Plus j'avance dans mes travaux, plus je trouve Antoinaz vraisemblable.
Car si l'on imagine aujourd'hui le XVe siècle avec des femmes soumises à l'autorité du mari, du frère, du père, pour l'écrivaine, tout est à nuancer. Au cours de ses recherches, Anne Noschis remarque que les femmes de la noblesse jouissent d'une grande liberté. Concrètement, elles font ce qu'elles veulent. Plus que de genre, c'est une question d'échelle sociale.
L'histoire de la ville de Genève
A Genève, Antoinaz, proche de la Maison de Savoie, est libre de circuler à sa guise.

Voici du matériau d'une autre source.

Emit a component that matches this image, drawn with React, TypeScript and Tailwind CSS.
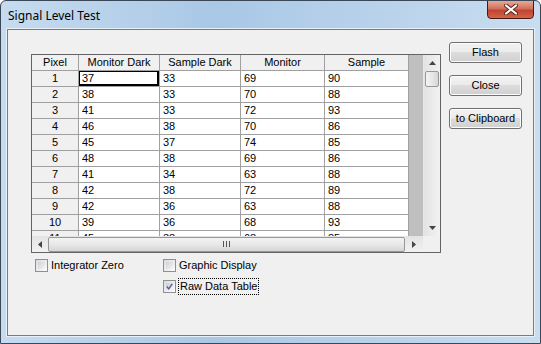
import React from "react";

const rows = [
  [1, 37, 33, 69, 90],
  [2, 38, 33, 70, 88],
  [3, 41, 33, 72, 93],
  [4, 46, 38, 70, 86],
  [5, 45, 37, 74, 85],
  [6, 48, 38, 69, 86],
  [7, 41, 34, 63, 88],
  [8, 42, 38, 72, 89],
  [9, 42, 36, 63, 88],
  [10, 39, 36, 68, 93],
  [11, 45, 38, 68, 85],
];

const headers = ["Pixel", "Monitor Dark", "Sample Dark", "Monitor", "Sample"];

const Arrow = ({ dir }: { dir: "up" | "down" | "left" | "right" }) => {
  const pts = {
    up: "0,4 3.5,0 7,4",
    down: "0,0 3.5,4 7,0",
    left: "4,0 0,3.5 4,7",
    right: "0,0 4,3.5 0,7",
  }[dir];
  const vertical = dir === "up" || dir === "down";
  return (
    <svg width={vertical ? 7 : 4} height={vertical ? 4 : 7} viewBox={vertical ? "0 0 7 4" : "0 0 4 7"}>
      <polygon points={pts} fill="#444" />
    </svg>
  );
};

const Checkbox = ({ checked }: { checked?: boolean }) => (
  <div className="w-[13px] h-[13px] border border-[#8e8f8f] bg-[linear-gradient(135deg,#dcdcdc,#fbfbfb)] p-[2px] flex items-center justify-center">
    <div className="w-full h-full bg-[linear-gradient(135deg,#cbcfd5,#f6f6f6)] flex items-center justify-center">
      {checked && (
        <svg width="9" height="9" viewBox="0 0 9 9">
          <path d="M1 4.5 L3.5 7.5 L8 1" stroke="#4a5f97" strokeWidth="1.8" fill="none" />
        </svg>
      )}
    </div>
  </div>
);

const Button = ({ label }: { label: string }) => (
  <div className="w-[73px] h-[21px] rounded-[3px] border border-[#707070] bg-[linear-gradient(#f2f2f2_0%,#ebebeb_50%,#dddddd_50%,#cfcfcf_100%)] shadow-[inset_0_0_0_1px_#fcfcfc] flex items-center justify-center text-[11px] text-black">
    {label}
  </div>
);

export default function App() {
  return (
    <div
      className="w-[541px] h-[344px] flex flex-col bg-[linear-gradient(90deg,#c6dbef,#a9c8e6_40%,#b8d2eb_70%,#c9ddf0)] border border-[#3a4756] rounded-t-[6px] overflow-hidden"
      style={{ fontFamily: '"Liberation Sans", Arial, sans-serif' }}
    >
      <div className="h-[28px] flex items-start justify-between pl-[7px] pr-[6px] shrink-0">
        <div className="pt-[6px] text-[12px] text-black" style={{ fontFamily: '"Noto Sans", "Open Sans", sans-serif' }}>
          Signal Level Test
        </div>
        <div className="w-[47px] h-[19px] -mt-px rounded-b-[4px] border border-[#4a1a12] bg-[linear-gradient(#e9a896,#d0705e_45%,#c2432e_55%,#d2654d)] flex items-center justify-center">
          <svg width="14" height="11" viewBox="0 0 14 11">
            <path d="M2 1.5 L12 9.5 M12 1.5 L2 9.5" stroke="#5b2519" strokeWidth="4" strokeLinecap="round" />
            <path d="M2 1.5 L12 9.5 M12 1.5 L2 9.5" stroke="#ffffff" strokeWidth="2.2" strokeLinecap="round" />
          </svg>
        </div>
      </div>
      <div className="flex-1 mx-[6px] mb-[7px] border border-[#6f7d8c] shadow-[0_0_0_1px_#e8f1fa] bg-[#f0f0f0] flex pl-[23px] pt-[12px] text-[11px] text-black">
        <div className="flex flex-col mt-[12px]">
          <div className="w-[410px] h-[199px] border border-[#646464] bg-white grid grid-cols-[391px_17px] grid-rows-[181px_16px]">
            <div className="overflow-hidden relative">
              <div className="grid grid-cols-[47px_81px_81px_84px_84px_14px] auto-rows-[16px]">
                {headers.map((h) => (
                  <div key={h} className="bg-[#f0f0f0] border-r border-b border-[#a0a0a0] flex items-center justify-center">
                    {h}
                  </div>
                ))}
                <div className="bg-[#bfbfbf]" />
                {rows.map((r) => (
                  <React.Fragment key={r[0]}>
                    <div className="bg-[#f0f0f0] border-r border-b border-[#a0a0a0] flex items-center justify-center">
                      {r[0]}
                    </div>
                    {r.slice(1).map((v, i) => (
                      <div
                        key={i}
                        className={
                          "border-r border-b border-[#a0a0a0] flex items-center pl-[3px] " +
                          (r[0] === 1 && i === 0 ? "shadow-[inset_1px_1px_0_#000,inset_-2px_-2px_0_#000]" : "")
                        }
                      >
                        {v}
                      </div>
                    ))}
                    <div className="bg-[#bfbfbf]" />
                  </React.Fragment>
                ))}
              </div>
            </div>
            <div className="bg-[linear-gradient(90deg,#e3e3e3,#f2f2f2)] border-l border-[#e6e6e6] flex flex-col">
              <div className="h-[16px] flex items-center justify-center">
                <Arrow dir="up" />
              </div>
              <div className="h-[16px] mx-px rounded-[2px] border border-[#979797] bg-[linear-gradient(90deg,#f3f3f3,#e8e8e8_50%,#d6d6d6)]" />
              <div className="flex-1" />
              <div className="h-[16px] flex items-center justify-center">
                <Arrow dir="down" />
              </div>
            </div>
            <div className="bg-[linear-gradient(#e3e3e3,#f2f2f2)] flex items-center">
              <div className="w-[16px] flex items-center justify-center">
                <Arrow dir="left" />
              </div>
              <div className="flex-1 h-[15px] rounded-[2px] border border-[#979797] bg-[linear-gradient(#f3f3f3,#e8e8e8_50%,#d6d6d6)] flex items-center justify-center gap-[2px]">
                <div className="w-px h-[6px] bg-[#555]" />
                <div className="w-px h-[6px] bg-[#555]" />
                <div className="w-px h-[6px] bg-[#555]" />
              </div>
              <div className="w-[18px] flex items-center justify-center">
                <Arrow dir="right" />
              </div>
            </div>
            <div className="bg-[#f0f0f0]" />
          </div>
          <div className="grid grid-cols-[128px_1fr] pl-[4px] mt-[6px] gap-y-[8px]">
            <div className="flex items-center gap-[3px] h-[13px]">
              <Checkbox />
              <span>Integrator Zero</span>
            </div>
            <div className="flex items-center gap-[3px] h-[13px]">
              <Checkbox />
              <span>Graphic Display</span>
            </div>
            <div />
            <div className="flex items-center gap-[2px] h-[13px]">
              <Checkbox checked />
              <span className="border border-dotted border-black px-px leading-[15px]">Raw Data Table</span>
            </div>
          </div>
        </div>
        <div className="flex flex-col gap-[12px] ml-[8px]">
          <Button label="Flash" />
          <Button label="Close" />
          <Button label="to Clipboard" />
        </div>
      </div>
    </div>
  );
}
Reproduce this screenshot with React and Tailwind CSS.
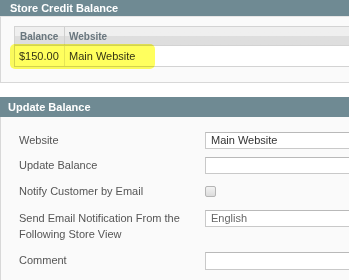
import React from "react";

function Row({ h, label, lh = "leading-[17px]", children }) {
  return (
    <div className={`flex items-start ${h}`}>
      <div className={`w-[204px] shrink-0 pl-[18px] text-[11px] text-[#555] ${lh}`}>{label}</div>
      <div className="flex-1">{children}</div>
    </div>
  );
}

function Input({ value, gray }) {
  return (
    <div
      className={`h-[17px] w-[170px] border border-[#c9c9c9] border-t-[#b9b9b9] bg-white pl-[5px] text-[11px] leading-[15px] ${
        gray ? "text-[#666]" : "text-[#333]"
      }`}
    >
      {value}
    </div>
  );
}

export default function App() {
  return (
    <div className="h-[280px] w-[349px] overflow-hidden bg-white font-['Liberation_Sans',Arial,sans-serif] text-[11px]">
      {/* Store Credit Balance */}
      <div className="flex h-[16px] items-center bg-[#6f8a93] pl-[10px] text-[11px] font-bold text-white">
        Store Credit Balance
      </div>
      <div className="h-[67px] border-b border-l border-t border-[#d8d8d8] border-t-[#e6e6e6] bg-[#fafafa] pl-[13px] pt-[9px]">
        <div className="relative">
          <div className="flex h-[20px] border-b border-l border-t border-[#d3d3d3] bg-gradient-to-b from-[#efefef] from-50% to-[#dedede] to-50% text-[10px] font-bold text-[#69767e]">
            <div className="flex w-[50px] items-center border-r border-[#cfcfcf] pl-[5px]">Balance</div>
            <div className="flex flex-1 items-center pl-[4px]">Website</div>
          </div>
          <div className="flex h-[21px] border-b border-l border-[#d3d3d3] bg-white text-[11px] text-[#333]">
            <div className="flex w-[50px] items-center border-r border-[#e6e6e6] pl-[4px]">$150.00</div>
            <div className="flex flex-1 items-center pl-[4px]">Main Website</div>
          </div>
          <div className="pointer-events-none absolute left-[-4px] top-[18px] h-[25px] w-[145px] rounded-[5px] bg-[#ffff5e] mix-blend-multiply blur-[0.6px]" />
        </div>
      </div>

      {/* Update Balance */}
      <div className="mt-[14px] flex h-[20px] items-center bg-[#6f8a93] pl-[8px] text-[11px] font-bold text-white">
        Update Balance
      </div>
      <div className="h-[200px] border-l border-[#d8d8d8] bg-[#fafafa] pt-[15px]">
        <Row h="h-[25px]" label="Website">
          <Input value="Main Website" />
        </Row>
        <Row h="h-[26px]" label="Update Balance">
          <Input value="" />
        </Row>
        <Row h="h-[27px]" label="Notify Customer by Email">
          <div className="mt-[3px] h-[11px] w-[11px] rounded-[2px] border border-[#b5b5b5] bg-gradient-to-b from-[#f2f2f2] to-[#dcdcdc]" />
        </Row>
        <Row
          h="h-[42px]"
          lh="leading-[16px]"
          label={
            <>
              Send Email Notification From the
              <br />
              Following Store View
            </>
          }
        >
          <Input value="English" gray />
        </Row>
        <Row h="h-[20px]" label="Comment">
          <div className="h-[18px] w-[170px] border border-[#c9c9c9] border-t-[#b9b9b9] bg-white" />
        </Row>
      </div>
    </div>
  );
}
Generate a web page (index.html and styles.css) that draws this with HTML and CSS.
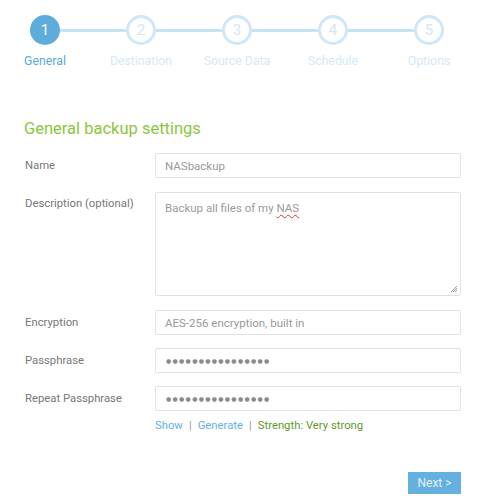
FILE: index.html
```html
<!DOCTYPE html>
<html>
<head>
<meta charset="utf-8">
<link rel="stylesheet" href="styles.css">
</head>
<body>
<div class="page">
  <div class="stepper">
    <div class="circles">
      <div class="circle active">1</div>
      <div class="line"></div>
      <div class="circle">2</div>
      <div class="line"></div>
      <div class="circle">3</div>
      <div class="line"></div>
      <div class="circle">4</div>
      <div class="line"></div>
      <div class="circle">5</div>
    </div>
    <div class="labels">
      <div class="label active">General</div>
      <div class="label">Destination</div>
      <div class="label">Source Data</div>
      <div class="label">Schedule</div>
      <div class="label">Options</div>
    </div>
  </div>

  <h1 class="title">General backup settings</h1>

  <div class="form">
    <div class="row r14">
      <div class="flabel">Name</div>
      <div class="field">NASbackup</div>
    </div>
    <div class="row r14 top">
      <div class="flabel">Description (optional)</div>
      <div class="field area">Backup all files of my <span class="spell">NAS</span>
        <svg class="grip" width="8" height="8" viewBox="0 0 8 8"><path d="M7 1L1 7M7 3L3 7M7 5L5 7" stroke="#9a9a9a" stroke-width="1"/></svg>
      </div>
    </div>
    <div class="row r13">
      <div class="flabel">Encryption</div>
      <div class="field">AES-256 encryption, built in</div>
    </div>
    <div class="row r13">
      <div class="flabel">Passphrase</div>
      <div class="field dots">●●●●●●●●●●●●●●●●</div>
    </div>
    <div class="row">
      <div class="flabel">Repeat Passphrase</div>
      <div class="field dots">●●●●●●●●●●●●●●●●</div>
    </div>
    <div class="links">
      <span class="link">Show</span><span class="sep">|</span><span class="link">Generate</span><span class="sep">|</span><span class="strength">Strength: Very strong</span>
    </div>
  </div>

  <div class="actions">
    <div class="next">Next &gt;</div>
  </div>
</div>
</body>
</html>
```
FILE: styles.css
```css
* { box-sizing: border-box; }
html, body { margin: 0; padding: 0; background: #fff; }
body { font-family: Roboto, "Liberation Sans", sans-serif; color: #777; }
.page { width: 481px; height: 500px; padding: 0 20px 0 24px; }

.stepper { padding-top: 15px; }
.circles { display: flex; align-items: center; padding-left: 6px; }
.circle {
  width: 30px; height: 30px; border-radius: 50%;
  border: 3px solid #cfe7f8; color: #cfe7f8; background: #fff;
  display: flex; align-items: center; justify-content: center;
  font-size: 15px; flex: none;
}
.circle.active { background: #5dacdc; border-color: #5dacdc; color: #fff; }
.line { width: 66px; height: 3px; background: #c6e3f6; flex: none; }
.labels { display: flex; margin-left: -27px; margin-top: 8px; }
.label { width: 96px; flex: none; text-align: center; font-size: 12.3px; color: #d3e9f8; line-height: 16px; }
.label.active { color: #5aa8d9; }

.title { font-weight: normal; font-size: 16.5px; color: #8cc63e; margin: 49px 0 0 0; line-height: 22px; }

.form { margin-top: 13px; }
.row { display: flex; align-items: center; }
.row.top { align-items: flex-start; }
.r14 { margin-bottom: 14px; }
.r13 { margin-bottom: 13px; }
.flabel { width: 131px; font-size: 11.3px; color: #777; flex: none; padding-left: 1px; }
.row.top .flabel { padding-top: 5px; }
.field {
  width: 306px; height: 25px; border: 1px solid #e2e2e2; border-radius: 2px;
  font-size: 11.5px; color: #9a9a9a; padding: 0 9px; display: flex; align-items: center;
}
.field.area { height: 104px; display: block; padding-top: 8px; position: relative; }
.spell { text-decoration: underline wavy #e03030; text-decoration-thickness: 1px; text-underline-offset: 2px; }
.grip { position: absolute; right: 2px; bottom: 2px; }
.dots { color: #8a8a8a; font-family: "DejaVu Sans", sans-serif; font-size: 6px; letter-spacing: 1.3px; padding-left: 10px; }
.links { margin-left: 131px; margin-top: 7px; font-size: 11.3px; line-height: 16px; }
.link { color: #62b1e3; }
.sep { color: #999; margin: 0 6px; }
.strength { color: #5e9a28; }

.actions { display: flex; justify-content: flex-end; margin-top: 38px; }
.next {
  width: 53px; height: 22px; background: #64b0de; color: #e4f2fb;
  font-size: 12px; display: flex; align-items: center; justify-content: center;
}
```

Suivant ses traces, s'attachant à ses pieds légers, Anne Noschis déroule l'histoire de la ville, traque les conciliabules, les intrigues, les contrebandes, les failles dans la Grande Histoire pour en écrire une petite.
Je dois dire que j'ai des règles, une espèce de morale d'écrivaine. A partir du moment où il y a des éléments historiques, je me dois de les respecter. Donc ce sont un certain nombre de jalons ou de repères et tout ce que j'écris doit être cohérent par rapport à ces éléments-là.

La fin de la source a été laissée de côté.